Checking to see if the file is writable should work, but a more common thing have seen is to write a lock file at the start of the copy and delete the lock file at the end of the copy. Then the existence of the lock file is what you check for.
if [[ -e $FILE ]] then # check the mtime of the file against the system time # the difference should be greater than a quiet time for the file # the specifics vary from dialect to dialect # time is held as an integer, so the math is straightforward fi
@ganeshie8 i am ready
since im in linux environment, can we mess wid stat or inode or something similar ? for now i have implemented the task by checking for the datastamp of file every 10 minutes, until it matches the older datastamp... just wondering if there is a more efficient way...
The problem is you are doing it in the OS, rather than inside a program... usually a program itself handles these things.
operating system ? i didnt get it @e.mccormick , the file generation program runs on a server system and the file can be ready anytime - I dont have much control over the file or the server program; I can oly wait for the file to exist on my partition and become stable for using it as input to other programs.
Exactly. Exactly. If you write a program, you get to use whatever methods you want. When you are just using the system utilities and other programs, you get limited by what they do.
What are you using to download the file?
Testing whether a file exists is done with "if [[ -e $FILE ]]". You can stat the file and get it's mtime (Modification TIME). Subtract that from the current time, and check that against a quiescence period (one minute = 60).
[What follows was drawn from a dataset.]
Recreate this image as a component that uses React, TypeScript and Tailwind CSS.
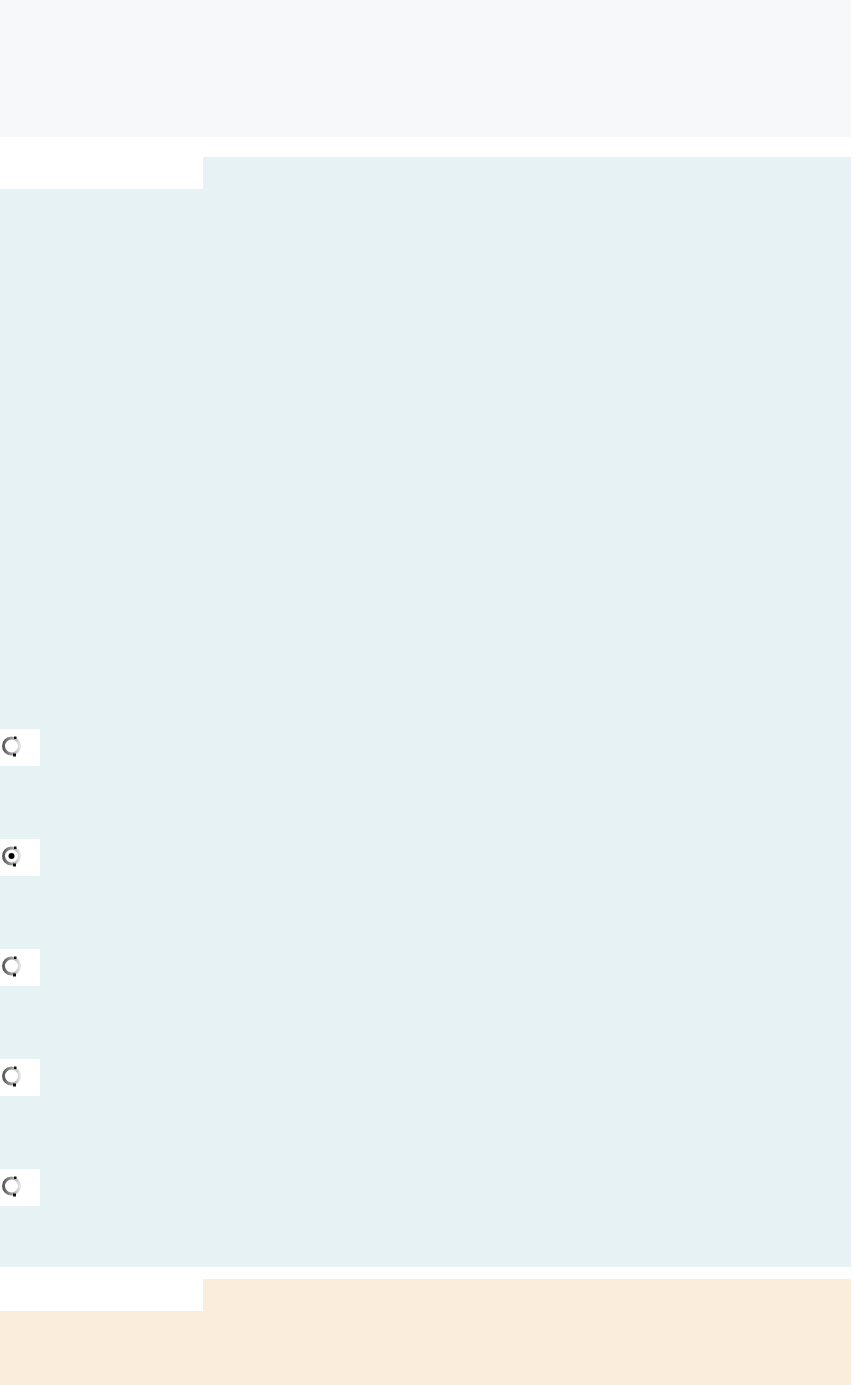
import React from 'react';

const RadioMark: React.FC<{ checked?: boolean }> = ({ checked }) => (
  <svg width="22" height="24" viewBox="0 0 22 24" className="block">
    <defs>
      <linearGradient id="ring" x1="0" y1="0" x2="1" y2="0">
        <stop offset="0" stopColor="#5a5a5a" />
        <stop offset="0.5" stopColor="#9c9c9c" />
        <stop offset="1" stopColor="#e2e2e2" />
      </linearGradient>
    </defs>
    <circle cx="10.5" cy="12" r="8" fill="#ffffff" stroke="url(#ring)" strokeWidth="3" />
    <rect x="13" y="2.5" width="2.5" height="2.5" fill="#111" />
    <rect x="12" y="19.5" width="3" height="3" fill="#111" />
    {checked && <circle cx="10.5" cy="12" r="3" fill="#000" />}
  </svg>
);

const RadioRow: React.FC<{ checked?: boolean }> = ({ checked }) => (
  <div className="w-[40px] h-[37px] bg-white pl-[1px] pt-[5px]">
    <RadioMark checked={checked} />
  </div>
);

export default function App() {
  const options = [false, true, false, false, false];

  return (
    <div className="w-[852px] min-h-[1385px] bg-white flex flex-col">
      <div className="w-[851px] h-[137px] bg-[#f7f8fa]" />

      <div className="w-[851px] mt-[20px] bg-[#e6f2f4] flex flex-col pb-[61px]">
        <div className="w-[203px] h-[32px] bg-white" />
        <div className="mt-[540px] flex flex-col gap-[73px]">
          {options.map((checked, i) => (
            <RadioRow key={i} checked={checked} />
          ))}
        </div>
      </div>

      <div className="w-[851px] mt-[12px] flex-1 bg-[#faeddb] flex flex-col">
        <div className="w-[203px] h-[32px] bg-white" />
      </div>
    </div>
  );
}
Time is kept as an signed integer from the epoch (Jan 1, 1970 00:00:00 UTC), so time math is simple to do.
that was how i had implemented @rsmith6559 and its working fine :) so affter all the research, looks like there is no **direct** way of knowing the difference between : 1) simple 'existence of file' and 2) 'file is stable, no other process is writing to it
@e.mccormick the server is also in local intranet. the program runs on the server and in the end, it creates this file on my partition, and starts dumping the data from memory to this file... (its a direct write system call to a partition i would believe, as all machines are under one intranet.) guess i should be satisfied wid the datastamp checking method. ive been using this for last couple of days, its working pretty good... :) i may have to increase the quiescence period in case it cribs in future... thanks a lot everyone appreciate very much :)
If you find the time thing undesirable, you could check for file locks on the file, or if the process that writes the file has exited. lsof could be handy, but this strikes me as more of a C program than shell level.
@rsmith6559 which is what I was pointing out... hehe.